Cave in Austin, Texas, United States

Airman's Cave is a cave located adjacent to the portion of Barton Creek located in Travis County in south Austin, Texas. The cave is 3,444 m long, and characterized by long crawls and tight passages. It lies inside the Barton Creek Greenbelt public park and is managed by the City of Austin's Parks and Recreation Department.

== Features ==
Airman's Cave is formed within the Edwards limestone of the early Cretaceous, and was originally a feeder for Barton Springs before the water table lowered and the stream found a different course. It is home to a number of rare troglobite species, including Rhadine austinica, Tartarocreagris intermedia, Texella spinoperca, and Texella mulaiki.

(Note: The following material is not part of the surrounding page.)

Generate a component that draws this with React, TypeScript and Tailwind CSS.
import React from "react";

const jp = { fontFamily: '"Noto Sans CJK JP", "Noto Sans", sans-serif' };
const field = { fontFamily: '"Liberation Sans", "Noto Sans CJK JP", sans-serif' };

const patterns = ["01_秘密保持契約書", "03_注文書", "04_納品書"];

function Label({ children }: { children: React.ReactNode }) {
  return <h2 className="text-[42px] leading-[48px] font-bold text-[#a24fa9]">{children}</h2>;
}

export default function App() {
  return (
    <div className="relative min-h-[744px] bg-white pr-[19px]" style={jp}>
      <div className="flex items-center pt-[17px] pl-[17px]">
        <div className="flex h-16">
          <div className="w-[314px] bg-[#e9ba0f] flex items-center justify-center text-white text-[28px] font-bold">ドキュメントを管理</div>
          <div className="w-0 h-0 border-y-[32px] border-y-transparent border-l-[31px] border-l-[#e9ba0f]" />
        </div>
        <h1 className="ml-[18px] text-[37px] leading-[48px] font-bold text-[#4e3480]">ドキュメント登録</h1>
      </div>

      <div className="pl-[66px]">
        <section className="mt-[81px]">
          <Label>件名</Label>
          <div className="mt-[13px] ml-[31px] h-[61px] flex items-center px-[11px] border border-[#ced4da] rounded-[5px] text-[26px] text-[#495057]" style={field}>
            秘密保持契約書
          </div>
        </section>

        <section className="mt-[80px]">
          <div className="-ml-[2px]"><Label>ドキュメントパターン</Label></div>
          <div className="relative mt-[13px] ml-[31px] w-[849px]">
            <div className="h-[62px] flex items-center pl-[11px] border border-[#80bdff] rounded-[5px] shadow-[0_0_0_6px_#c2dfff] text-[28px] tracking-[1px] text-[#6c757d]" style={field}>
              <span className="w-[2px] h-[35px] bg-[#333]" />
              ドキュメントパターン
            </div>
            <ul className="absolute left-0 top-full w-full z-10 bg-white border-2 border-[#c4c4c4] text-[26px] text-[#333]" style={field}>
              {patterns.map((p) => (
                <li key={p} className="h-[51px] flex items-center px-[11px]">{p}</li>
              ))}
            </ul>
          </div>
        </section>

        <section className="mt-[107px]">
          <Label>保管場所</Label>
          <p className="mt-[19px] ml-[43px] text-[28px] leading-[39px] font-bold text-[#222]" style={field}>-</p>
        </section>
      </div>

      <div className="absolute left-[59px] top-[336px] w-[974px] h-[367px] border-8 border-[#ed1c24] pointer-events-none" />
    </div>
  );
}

One of the more foreboding passages, found within sight of daylight, is the "Birth Canal": a tight, restricting tunnel that once discouraged many novice cavers from continuing further into the cave. Much deeper inside is a space known as the "Aggie Art Gallery," containing a reddish maroon clay and dozens of handmade sculptures, all formed and left behind by cavers.

== History ==
Airman's Cave was discovered in 1971 by two airmen from nearby Bergstrom Air Force Base, who excavated a draughting crack under a crag. It was explored and surveyed over the next three years by members of the University of Texas Grotto of the National Speleological Society, who had to dig their way through several blockages.

The cave was the subject of a major rescue effort in October 2007 when three students became lost inside. They emerged unharmed after being underground for 30 hours.

In 2012, a security gate was installed in response to a sharp increase in traffic, which was considered to pose a serious safety risk to untrained individuals exploring the cave, as well as a threat to the cave and its fauna.